Restate each of the lines below word for word and drop every picture.

* [Information provided]:
++++++++++

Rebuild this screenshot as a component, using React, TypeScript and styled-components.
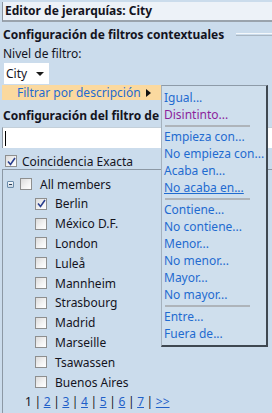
import React from 'react';
import styled, { createGlobalStyle } from 'styled-components';

const GlobalStyle = createGlobalStyle`
  html, body {
    margin: 0;
    padding: 0;
    background-color: #cbdcec;
  }
  body {
    font-family: "Noto Sans", "Liberation Sans", sans-serif;
    font-size: 12px;
    color: #14141e;
    width: 272px;
    height: 413px;
    overflow: hidden;
  }
`;

const Page = styled.div`
  position: relative;
  width: 272px;
  height: 413px;
  overflow: hidden;
`;

const Header = styled.div`
  margin: 2px 0 0 2px;
  height: 18px;
  padding-left: 2px;
  background-color: #edf2f8;
  border-left: 1px solid #8a949e;
  border-bottom: 2px solid #9aa3ac;
  font-weight: 700;
  line-height: 18px;
  white-space: nowrap;
`;

const SectionTitle = styled.div<{ top: number; width?: number }>`
  display: flex;
  align-items: center;
  gap: 12px;
  margin: ${p => p.top}px 0 0 3px;
  height: 16px;
  width: ${p => (p.width ? `${p.width}px` : 'auto')};
  font-weight: 700;
  white-space: nowrap;
  overflow: hidden;
`;

const TitleRule = styled.div`
  flex: 1;
  height: 1px;
  border-top: 1px solid #f4f8fb;
  border-bottom: 1px solid #a9b6c2;
  margin-top: 1px;
`;

const Label = styled.div`
  margin: 4px 0 0 3px;
  line-height: 15px;
`;

const SelectWrap = styled.div`
  position: relative;
  margin: 2px 0 0 4px;
`;

const Select = styled.div`
  display: flex;
  align-items: center;
  justify-content: space-between;
  width: 43px;
  height: 21px;
  padding-left: 2px;
  background-color: #ffffff;
`;

const Caret = styled.span`
  width: 0;
  height: 0;
  margin-right: 5px;
  border-left: 4px solid transparent;
  border-right: 4px solid transparent;
  border-top: 4px solid #1a1a1a;
`;

const MenuRow = styled.div`
  position: absolute;
  top: 22px;
  left: -2px;
  width: 159px;
  height: 15px;
  display: flex;
  align-items: center;
  background-color: #fbd99f;
  color: #1f6bd0;
  padding-left: 15px;
  box-sizing: border-box;
  z-index: 2;
`;

const MenuArrow = styled.span`
  margin-left: 5px;
  width: 0;
  height: 0;
  border-top: 4px solid transparent;
  border-bottom: 4px solid transparent;
  border-left: 5px solid #111111;
`;

const SubMenu = styled.div`
  position: absolute;
  top: 22px;
  left: 157px;
  width: 102px;
  padding: 3px 0 3px 2px;
  background-color: #cfdfed;
  border-top: 1px solid #8e9ba8;
  border-left: 1px solid #a4b1bd;
  border-right: 2px solid #3f4851;
  border-bottom: 2px solid #3f4851;
  overflow: hidden;
  z-index: 3;
`;

const SubItem = styled.div<{ visited?: boolean; hover?: boolean }>`
  height: 17px;
  line-height: 17px;
  white-space: nowrap;
  color: ${p => (p.visited ? '#8c1f9c' : '#1f6bd0')};
  text-decoration: ${p => (p.hover ? 'underline' : 'none')};
`;

const SubSeparator = styled.div`
  height: 2px;
  width: 85px;
  margin: 2px 0 1px 1px;
  background-color: #aeb4ba;
`;

const TextInput = styled.div`
  margin: 4px 0 0 2px;
  height: 20px;
  background-color: #ffffff;
  border-left: 1px solid #8a949e;
  border-top: 1px solid #c4d0da;
  display: flex;
  align-items: center;
`;

const TextCursor = styled.span`
  width: 1px;
  height: 15px;
  margin-left: 2px;
  background-color: #000000;
`;

const CheckRow = styled.div<{ indent: number; height: number; top?: number }>`
  display: flex;
  align-items: center;
  height: ${p => p.height}px;
  margin-top: ${p => p.top ?? 0}px;
  padding-left: ${p => p.indent}px;
  white-space: nowrap;
`;

const Box = styled.span<{ gap: number }>`
  display: inline-flex;
  align-items: center;
  justify-content: center;
  width: 10px;
  height: 10px;
  margin-right: ${p => p.gap}px;
  border: 1px solid #8e8f8f;
  background: linear-gradient(135deg, #dcdcdc 0%, #f4f4f4 60%, #ffffff 100%);
  flex-shrink: 0;
`;

const TreePanel = styled.div`
  margin: -1px 0 0 2px;
  padding-top: 4px;
  height: 240px;
  border-top: 1px solid #8c98a4;
  border-left: 1px solid #8c98a4;
`;

const Expander = styled.span`
  display: inline-flex;
  align-items: center;
  justify-content: center;
  width: 5px;
  height: 5px;
  margin-right: 6px;
  border: 1px solid #6a8cab;
  border-radius: 1px;
  background: linear-gradient(#f6f9fc, #c9d6e3);
  flex-shrink: 0;
`;

const ExpanderMinus = styled.span`
  width: 3px;
  height: 1px;
  background-color: #2a3c52;
`;

const Pager = styled.div`
  display: flex;
  gap: 2.6px;
  margin: 2px 0 0 22px;
  line-height: 16px;
`;

const PageLink = styled.a`
  color: #1f5fc8;
  text-decoration: underline;
`;

const Check = () => (
  <svg width="9" height="9" viewBox="0 0 9 9">
    <path d="M1 4.5 L3.5 7.5 L8 1" fill="none" stroke="#2a3f8f" strokeWidth="1.6" />
  </svg>
);

const cities = [
  'Berlin',
  'México D.F.',
  'London',
  'Luleå',
  'Mannheim',
  'Strasbourg',
  'Madrid',
  'Marseille',
  'Tsawassen',
  'Buenos Aires',
];

const subItems: (string | null)[] = [
  'Igual...',
  'Disintinto...',
  null,
  'Empieza con...',
  'No empieza con...',
  'Acaba en...',
  'No acaba en...',
  null,
  'Contiene...',
  'No contiene...',
  'Menor...',
  'No menor...',
  'Mayor...',
  'No mayor...',
  null,
  'Entre...',
  'Fuera de...',
];

const App: React.FC = () => {
  return (
    <Page>
      <GlobalStyle />
      <Header>Editor de jerarquías: City</Header>

      <SectionTitle top={4}>
        Configuración de filtros contextuales
        <TitleRule />
      </SectionTitle>

      <Label>Nivel de filtro:</Label>

      <SelectWrap>
        <Select>
          City
          <Caret />
        </Select>

        <MenuRow>
          Filtrar por descripción
          <MenuArrow />
        </MenuRow>

        <SubMenu>
          {subItems.map((item, i) =>
            item === null ? (
              <SubSeparator key={i} />
            ) : (
              <SubItem
                key={i}
                visited={item === 'Disintinto...'}
                hover={item === 'No acaba en...'}
              >
                {item}
              </SubItem>
            )
          )}
        </SubMenu>
      </SelectWrap>

      <SectionTitle top={23} width={157}>
        Configuración del filtro de miembros
      </SectionTitle>

      <TextInput>
        <TextCursor />
      </TextInput>

      <CheckRow indent={5} height={18} top={4}>
        <Box gap={5}>
          <Check />
        </Box>
        Coincidencia Exacta
      </CheckRow>

      <TreePanel>
        <CheckRow indent={4} height={20}>
          <Expander>
            <ExpanderMinus />
          </Expander>
          <Box gap={8} />
          All members
        </CheckRow>
        {cities.map((city, i) => (
          <CheckRow key={city} indent={32} height={19.8}>
            <Box gap={8}>{i === 0 && <Check />}</Box>
            {city}
          </CheckRow>
        ))}
        <Pager>
          <span>1</span>|<PageLink>2</PageLink>|<PageLink>3</PageLink>|
          <PageLink>4</PageLink>|<PageLink>5</PageLink>|<PageLink>6</PageLink>|
          <PageLink>7</PageLink>|<PageLink>&gt;&gt;</PageLink>
        </Pager>
      </TreePanel>
    </Page>
  );
};

export default App;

++++++++++

* [Written solution]:
Rebuild this screenshot as a component, using React, TypeScript and styled-components.
import React from 'react';
import styled, { createGlobalStyle } from 'styled-components';

const GlobalStyle = createGlobalStyle`
  html, body {
    margin: 0;
    padding: 0;
    background-color: #cbdcec;
  }
  body {
    font-family: "Noto Sans", "Liberation Sans", sans-serif;
    font-size: 12px;
    color: #14141e;
    width: 272px;
    height: 413px;
    overflow: hidden;
  }
`;

const Page = styled.div`
  position: relative;
  width: 272px;
  height: 413px;
  overflow: hidden;
`;

const Header = styled.div`
  margin: 2px 0 0 2px;
  height: 18px;
  padding-left: 2px;
  background-color: #edf2f8;
  border-left: 1px solid #8a949e;
  border-bottom: 2px solid #9aa3ac;
  font-weight: 700;
  line-height: 18px;
  white-space: nowrap;
`;

const SectionTitle = styled.div<{ top: number; width?: number }>`
  display: flex;
  align-items: center;
  gap: 12px;
  margin: ${p => p.top}px 0 0 3px;
  height: 16px;
  width: ${p => (p.width ? `${p.width}px` : 'auto')};
  font-weight: 700;
  white-space: nowrap;
  overflow: hidden;
`;

const TitleRule = styled.div`
  flex: 1;
  height: 1px;
  border-top: 1px solid #f4f8fb;
  border-bottom: 1px solid #a9b6c2;
  margin-top: 1px;
`;

const Label = styled.div`
  margin: 4px 0 0 3px;
  line-height: 15px;
`;

const SelectWrap = styled.div`
  position: relative;
  margin: 2px 0 0 4px;
`;

const Select = styled.div`
  display: flex;
  align-items: center;
  justify-content: space-between;
  width: 43px;
  height: 21px;
  padding-left: 2px;
  background-color: #ffffff;
`;

const Caret = styled.span`
  width: 0;
  height: 0;
  margin-right: 5px;
  border-left: 4px solid transparent;
  border-right: 4px solid transparent;
  border-top: 4px solid #1a1a1a;
`;

const MenuRow = styled.div`
  position: absolute;
  top: 22px;
  left: -2px;
  width: 159px;
  height: 15px;
  display: flex;
  align-items: center;
  background-color: #fbd99f;
  color: #1f6bd0;
  padding-left: 15px;
  box-sizing: border-box;
  z-index: 2;
`;

const MenuArrow = styled.span`
  margin-left: 5px;
  width: 0;
  height: 0;
  border-top: 4px solid transparent;
  border-bottom: 4px solid transparent;
  border-left: 5px solid #111111;
`;

const SubMenu = styled.div`
  position: absolute;
  top: 22px;
  left: 157px;
  width: 102px;
  padding: 3px 0 3px 2px;
  background-color: #cfdfed;
  border-top: 1px solid #8e9ba8;
  border-left: 1px solid #a4b1bd;
  border-right: 2px solid #3f4851;
  border-bottom: 2px solid #3f4851;
  overflow: hidden;
  z-index: 3;
`;

const SubItem = styled.div<{ visited?: boolean; hover?: boolean }>`
  height: 17px;
  line-height: 17px;
  white-space: nowrap;
  color: ${p => (p.visited ? '#8c1f9c' : '#1f6bd0')};
  text-decoration: ${p => (p.hover ? 'underline' : 'none')};
`;

const SubSeparator = styled.div`
  height: 2px;
  width: 85px;
  margin: 2px 0 1px 1px;
  background-color: #aeb4ba;
`;

const TextInput = styled.div`
  margin: 4px 0 0 2px;
  height: 20px;
  background-color: #ffffff;
  border-left: 1px solid #8a949e;
  border-top: 1px solid #c4d0da;
  display: flex;
  align-items: center;
`;

const TextCursor = styled.span`
  width: 1px;
  height: 15px;
  margin-left: 2px;
  background-color: #000000;
`;

const CheckRow = styled.div<{ indent: number; height: number; top?: number }>`
  display: flex;
  align-items: center;
  height: ${p => p.height}px;
  margin-top: ${p => p.top ?? 0}px;
  padding-left: ${p => p.indent}px;
  white-space: nowrap;
`;

const Box = styled.span<{ gap: number }>`
  display: inline-flex;
  align-items: center;
  justify-content: center;
  width: 10px;
  height: 10px;
  margin-right: ${p => p.gap}px;
  border: 1px solid #8e8f8f;
  background: linear-gradient(135deg, #dcdcdc 0%, #f4f4f4 60%, #ffffff 100%);
  flex-shrink: 0;
`;

const TreePanel = styled.div`
  margin: -1px 0 0 2px;
  padding-top: 4px;
  height: 240px;
  border-top: 1px solid #8c98a4;
  border-left: 1px solid #8c98a4;
`;

const Expander = styled.span`
  display: inline-flex;
  align-items: center;
  justify-content: center;
  width: 5px;
  height: 5px;
  margin-right: 6px;
  border: 1px solid #6a8cab;
  border-radius: 1px;
  background: linear-gradient(#f6f9fc, #c9d6e3);
  flex-shrink: 0;
`;

const ExpanderMinus = styled.span`
  width: 3px;
  height: 1px;
  background-color: #2a3c52;
`;

const Pager = styled.div`
  display: flex;
  gap: 2.6px;
  margin: 2px 0 0 22px;
  line-height: 16px;
`;

const PageLink = styled.a`
  color: #1f5fc8;
  text-decoration: underline;
`;

const Check = () => (
  <svg width="9" height="9" viewBox="0 0 9 9">
    <path d="M1 4.5 L3.5 7.5 L8 1" fill="none" stroke="#2a3f8f" strokeWidth="1.6" />
  </svg>
);

const cities = [
  'Berlin',
  'México D.F.',
  'London',
  'Luleå',
  'Mannheim',
  'Strasbourg',
  'Madrid',
  'Marseille',
  'Tsawassen',
  'Buenos Aires',
];

const subItems: (string | null)[] = [
  'Igual...',
  'Disintinto...',
  null,
  'Empieza con...',
  'No empieza con...',
  'Acaba en...',
  'No acaba en...',
  null,
  'Contiene...',
  'No contiene...',
  'Menor...',
  'No menor...',
  'Mayor...',
  'No mayor...',
  null,
  'Entre...',
  'Fuera de...',
];

const App: React.FC = () => {
  return (
    <Page>
      <GlobalStyle />
      <Header>Editor de jerarquías: City</Header>

      <SectionTitle top={4}>
        Configuración de filtros contextuales
        <TitleRule />
      </SectionTitle>

      <Label>Nivel de filtro:</Label>

      <SelectWrap>
        <Select>
          City
          <Caret />
        </Select>

        <MenuRow>
          Filtrar por descripción
          <MenuArrow />
        </MenuRow>

        <SubMenu>
          {subItems.map((item, i) =>
            item === null ? (
              <SubSeparator key={i} />
            ) : (
              <SubItem
                key={i}
                visited={item === 'Disintinto...'}
                hover={item === 'No acaba en...'}
              >
                {item}
              </SubItem>
            )
          )}
        </SubMenu>
      </SelectWrap>

      <SectionTitle top={23} width={157}>
        Configuración del filtro de miembros
      </SectionTitle>

      <TextInput>
        <TextCursor />
      </TextInput>

      <CheckRow indent={5} height={18} top={4}>
        <Box gap={5}>
          <Check />
        </Box>
        Coincidencia Exacta
      </CheckRow>

      <TreePanel>
        <CheckRow indent={4} height={20}>
          <Expander>
            <ExpanderMinus />
          </Expander>
          <Box gap={8} />
          All members
        </CheckRow>
        {cities.map((city, i) => (
          <CheckRow key={city} indent={32} height={19.8}>
            <Box gap={8}>{i === 0 && <Check />}</Box>
            {city}
          </CheckRow>
        ))}
        <Pager>
          <span>1</span>|<PageLink>2</PageLink>|<PageLink>3</PageLink>|
          <PageLink>4</PageLink>|<PageLink>5</PageLink>|<PageLink>6</PageLink>|
          <PageLink>7</PageLink>|<PageLink>&gt;&gt;</PageLink>
        </Pager>
      </TreePanel>
    </Page>
  );
};

export default App;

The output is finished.